Data section:

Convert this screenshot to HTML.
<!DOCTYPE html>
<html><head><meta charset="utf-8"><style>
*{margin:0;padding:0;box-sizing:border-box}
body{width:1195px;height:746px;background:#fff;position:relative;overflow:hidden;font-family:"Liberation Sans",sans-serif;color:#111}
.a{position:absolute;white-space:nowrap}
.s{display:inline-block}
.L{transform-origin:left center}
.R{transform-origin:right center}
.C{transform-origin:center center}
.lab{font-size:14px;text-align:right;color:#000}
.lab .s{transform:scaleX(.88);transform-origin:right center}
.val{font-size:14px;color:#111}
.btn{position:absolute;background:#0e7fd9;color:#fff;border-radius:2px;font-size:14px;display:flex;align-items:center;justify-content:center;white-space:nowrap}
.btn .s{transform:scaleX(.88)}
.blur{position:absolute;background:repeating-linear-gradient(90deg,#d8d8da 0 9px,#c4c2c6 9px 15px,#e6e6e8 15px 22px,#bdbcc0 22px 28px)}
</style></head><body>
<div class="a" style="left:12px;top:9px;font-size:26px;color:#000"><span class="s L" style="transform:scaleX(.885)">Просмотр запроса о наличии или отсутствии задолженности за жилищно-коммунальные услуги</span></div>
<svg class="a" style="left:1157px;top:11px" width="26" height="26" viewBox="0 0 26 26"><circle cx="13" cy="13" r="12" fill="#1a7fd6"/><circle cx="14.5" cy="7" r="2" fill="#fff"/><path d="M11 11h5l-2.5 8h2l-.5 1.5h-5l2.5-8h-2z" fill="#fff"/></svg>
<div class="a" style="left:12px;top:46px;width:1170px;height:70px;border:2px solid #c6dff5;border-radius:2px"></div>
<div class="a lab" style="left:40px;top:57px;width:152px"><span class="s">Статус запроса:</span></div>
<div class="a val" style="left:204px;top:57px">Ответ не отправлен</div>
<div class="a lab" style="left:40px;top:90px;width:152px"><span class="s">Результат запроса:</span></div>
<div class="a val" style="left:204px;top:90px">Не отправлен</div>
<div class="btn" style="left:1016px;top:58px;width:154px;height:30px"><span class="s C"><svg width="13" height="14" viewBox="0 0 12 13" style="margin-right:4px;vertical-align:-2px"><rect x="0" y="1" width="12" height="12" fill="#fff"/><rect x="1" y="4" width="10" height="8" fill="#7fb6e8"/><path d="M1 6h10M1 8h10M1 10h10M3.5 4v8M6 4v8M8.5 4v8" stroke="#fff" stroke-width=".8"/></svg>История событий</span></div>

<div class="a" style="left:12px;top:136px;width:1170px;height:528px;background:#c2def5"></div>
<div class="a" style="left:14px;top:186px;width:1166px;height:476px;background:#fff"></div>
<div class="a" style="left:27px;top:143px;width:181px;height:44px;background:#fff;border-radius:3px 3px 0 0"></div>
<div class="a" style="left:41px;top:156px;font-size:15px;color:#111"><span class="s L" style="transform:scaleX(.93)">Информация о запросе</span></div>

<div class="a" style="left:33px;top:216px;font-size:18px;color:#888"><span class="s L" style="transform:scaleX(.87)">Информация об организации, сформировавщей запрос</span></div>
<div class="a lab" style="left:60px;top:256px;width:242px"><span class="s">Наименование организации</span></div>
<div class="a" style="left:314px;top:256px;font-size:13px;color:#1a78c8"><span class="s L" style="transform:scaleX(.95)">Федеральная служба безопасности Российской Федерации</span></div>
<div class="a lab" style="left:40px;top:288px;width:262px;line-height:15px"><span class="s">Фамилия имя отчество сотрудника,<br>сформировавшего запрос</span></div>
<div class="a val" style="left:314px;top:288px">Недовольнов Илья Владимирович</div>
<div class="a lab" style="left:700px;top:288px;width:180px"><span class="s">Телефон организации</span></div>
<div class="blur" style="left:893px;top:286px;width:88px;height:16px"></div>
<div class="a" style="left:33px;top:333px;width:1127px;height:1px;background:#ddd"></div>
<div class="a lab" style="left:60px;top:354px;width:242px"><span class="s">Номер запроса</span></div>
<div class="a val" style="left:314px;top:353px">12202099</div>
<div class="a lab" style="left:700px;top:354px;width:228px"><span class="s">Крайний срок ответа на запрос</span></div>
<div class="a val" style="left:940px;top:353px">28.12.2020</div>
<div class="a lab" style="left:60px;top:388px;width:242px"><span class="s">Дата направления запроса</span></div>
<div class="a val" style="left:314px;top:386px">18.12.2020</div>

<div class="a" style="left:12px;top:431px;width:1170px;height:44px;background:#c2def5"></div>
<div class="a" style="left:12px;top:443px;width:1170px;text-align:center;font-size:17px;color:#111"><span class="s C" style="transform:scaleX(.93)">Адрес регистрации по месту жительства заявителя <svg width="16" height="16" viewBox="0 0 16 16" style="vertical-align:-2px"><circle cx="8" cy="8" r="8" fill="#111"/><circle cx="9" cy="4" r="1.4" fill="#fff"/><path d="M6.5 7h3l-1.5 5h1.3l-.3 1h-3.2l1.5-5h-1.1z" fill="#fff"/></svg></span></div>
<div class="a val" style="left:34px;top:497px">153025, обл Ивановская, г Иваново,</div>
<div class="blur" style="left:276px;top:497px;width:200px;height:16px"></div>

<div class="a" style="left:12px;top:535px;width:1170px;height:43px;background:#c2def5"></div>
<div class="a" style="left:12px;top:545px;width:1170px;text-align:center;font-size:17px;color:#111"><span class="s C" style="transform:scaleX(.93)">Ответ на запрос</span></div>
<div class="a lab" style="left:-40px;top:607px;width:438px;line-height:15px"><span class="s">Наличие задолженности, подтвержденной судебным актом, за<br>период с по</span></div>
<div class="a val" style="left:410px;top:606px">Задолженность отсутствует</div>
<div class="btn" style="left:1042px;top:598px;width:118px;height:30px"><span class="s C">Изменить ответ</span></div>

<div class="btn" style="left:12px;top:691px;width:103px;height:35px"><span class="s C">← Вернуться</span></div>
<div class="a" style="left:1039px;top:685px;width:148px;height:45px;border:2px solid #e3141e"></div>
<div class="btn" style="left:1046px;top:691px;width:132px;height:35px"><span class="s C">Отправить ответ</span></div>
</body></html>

Job:
Take the listing above and set it down exactly.

Finished exercise:
Convert this screenshot to HTML.
<!DOCTYPE html>
<html><head><meta charset="utf-8"><style>
*{margin:0;padding:0;box-sizing:border-box}
body{width:1195px;height:746px;background:#fff;position:relative;overflow:hidden;font-family:"Liberation Sans",sans-serif;color:#111}
.a{position:absolute;white-space:nowrap}
.s{display:inline-block}
.L{transform-origin:left center}
.R{transform-origin:right center}
.C{transform-origin:center center}
.lab{font-size:14px;text-align:right;color:#000}
.lab .s{transform:scaleX(.88);transform-origin:right center}
.val{font-size:14px;color:#111}
.btn{position:absolute;background:#0e7fd9;color:#fff;border-radius:2px;font-size:14px;display:flex;align-items:center;justify-content:center;white-space:nowrap}
.btn .s{transform:scaleX(.88)}
.blur{position:absolute;background:repeating-linear-gradient(90deg,#d8d8da 0 9px,#c4c2c6 9px 15px,#e6e6e8 15px 22px,#bdbcc0 22px 28px)}
</style></head><body>
<div class="a" style="left:12px;top:9px;font-size:26px;color:#000"><span class="s L" style="transform:scaleX(.885)">Просмотр запроса о наличии или отсутствии задолженности за жилищно-коммунальные услуги</span></div>
<svg class="a" style="left:1157px;top:11px" width="26" height="26" viewBox="0 0 26 26"><circle cx="13" cy="13" r="12" fill="#1a7fd6"/><circle cx="14.5" cy="7" r="2" fill="#fff"/><path d="M11 11h5l-2.5 8h2l-.5 1.5h-5l2.5-8h-2z" fill="#fff"/></svg>
<div class="a" style="left:12px;top:46px;width:1170px;height:70px;border:2px solid #c6dff5;border-radius:2px"></div>
<div class="a lab" style="left:40px;top:57px;width:152px"><span class="s">Статус запроса:</span></div>
<div class="a val" style="left:204px;top:57px">Ответ не отправлен</div>
<div class="a lab" style="left:40px;top:90px;width:152px"><span class="s">Результат запроса:</span></div>
<div class="a val" style="left:204px;top:90px">Не отправлен</div>
<div class="btn" style="left:1016px;top:58px;width:154px;height:30px"><span class="s C"><svg width="13" height="14" viewBox="0 0 12 13" style="margin-right:4px;vertical-align:-2px"><rect x="0" y="1" width="12" height="12" fill="#fff"/><rect x="1" y="4" width="10" height="8" fill="#7fb6e8"/><path d="M1 6h10M1 8h10M1 10h10M3.5 4v8M6 4v8M8.5 4v8" stroke="#fff" stroke-width=".8"/></svg>История событий</span></div>

<div class="a" style="left:12px;top:136px;width:1170px;height:528px;background:#c2def5"></div>
<div class="a" style="left:14px;top:186px;width:1166px;height:476px;background:#fff"></div>
<div class="a" style="left:27px;top:143px;width:181px;height:44px;background:#fff;border-radius:3px 3px 0 0"></div>
<div class="a" style="left:41px;top:156px;font-size:15px;color:#111"><span class="s L" style="transform:scaleX(.93)">Информация о запросе</span></div>

<div class="a" style="left:33px;top:216px;font-size:18px;color:#888"><span class="s L" style="transform:scaleX(.87)">Информация об организации, сформировавщей запрос</span></div>
<div class="a lab" style="left:60px;top:256px;width:242px"><span class="s">Наименование организации</span></div>
<div class="a" style="left:314px;top:256px;font-size:13px;color:#1a78c8"><span class="s L" style="transform:scaleX(.95)">Федеральная служба безопасности Российской Федерации</span></div>
<div class="a lab" style="left:40px;top:288px;width:262px;line-height:15px"><span class="s">Фамилия имя отчество сотрудника,<br>сформировавшего запрос</span></div>
<div class="a val" style="left:314px;top:288px">Недовольнов Илья Владимирович</div>
<div class="a lab" style="left:700px;top:288px;width:180px"><span class="s">Телефон организации</span></div>
<div class="blur" style="left:893px;top:286px;width:88px;height:16px"></div>
<div class="a" style="left:33px;top:333px;width:1127px;height:1px;background:#ddd"></div>
<div class="a lab" style="left:60px;top:354px;width:242px"><span class="s">Номер запроса</span></div>
<div class="a val" style="left:314px;top:353px">12202099</div>
<div class="a lab" style="left:700px;top:354px;width:228px"><span class="s">Крайний срок ответа на запрос</span></div>
<div class="a val" style="left:940px;top:353px">28.12.2020</div>
<div class="a lab" style="left:60px;top:388px;width:242px"><span class="s">Дата направления запроса</span></div>
<div class="a val" style="left:314px;top:386px">18.12.2020</div>

<div class="a" style="left:12px;top:431px;width:1170px;height:44px;background:#c2def5"></div>
<div class="a" style="left:12px;top:443px;width:1170px;text-align:center;font-size:17px;color:#111"><span class="s C" style="transform:scaleX(.93)">Адрес регистрации по месту жительства заявителя <svg width="16" height="16" viewBox="0 0 16 16" style="vertical-align:-2px"><circle cx="8" cy="8" r="8" fill="#111"/><circle cx="9" cy="4" r="1.4" fill="#fff"/><path d="M6.5 7h3l-1.5 5h1.3l-.3 1h-3.2l1.5-5h-1.1z" fill="#fff"/></svg></span></div>
<div class="a val" style="left:34px;top:497px">153025, обл Ивановская, г Иваново,</div>
<div class="blur" style="left:276px;top:497px;width:200px;height:16px"></div>

<div class="a" style="left:12px;top:535px;width:1170px;height:43px;background:#c2def5"></div>
<div class="a" style="left:12px;top:545px;width:1170px;text-align:center;font-size:17px;color:#111"><span class="s C" style="transform:scaleX(.93)">Ответ на запрос</span></div>
<div class="a lab" style="left:-40px;top:607px;width:438px;line-height:15px"><span class="s">Наличие задолженности, подтвержденной судебным актом, за<br>период с по</span></div>
<div class="a val" style="left:410px;top:606px">Задолженность отсутствует</div>
<div class="btn" style="left:1042px;top:598px;width:118px;height:30px"><span class="s C">Изменить ответ</span></div>

<div class="btn" style="left:12px;top:691px;width:103px;height:35px"><span class="s C">← Вернуться</span></div>
<div class="a" style="left:1039px;top:685px;width:148px;height:45px;border:2px solid #e3141e"></div>
<div class="btn" style="left:1046px;top:691px;width:132px;height:35px"><span class="s C">Отправить ответ</span></div>
</body></html>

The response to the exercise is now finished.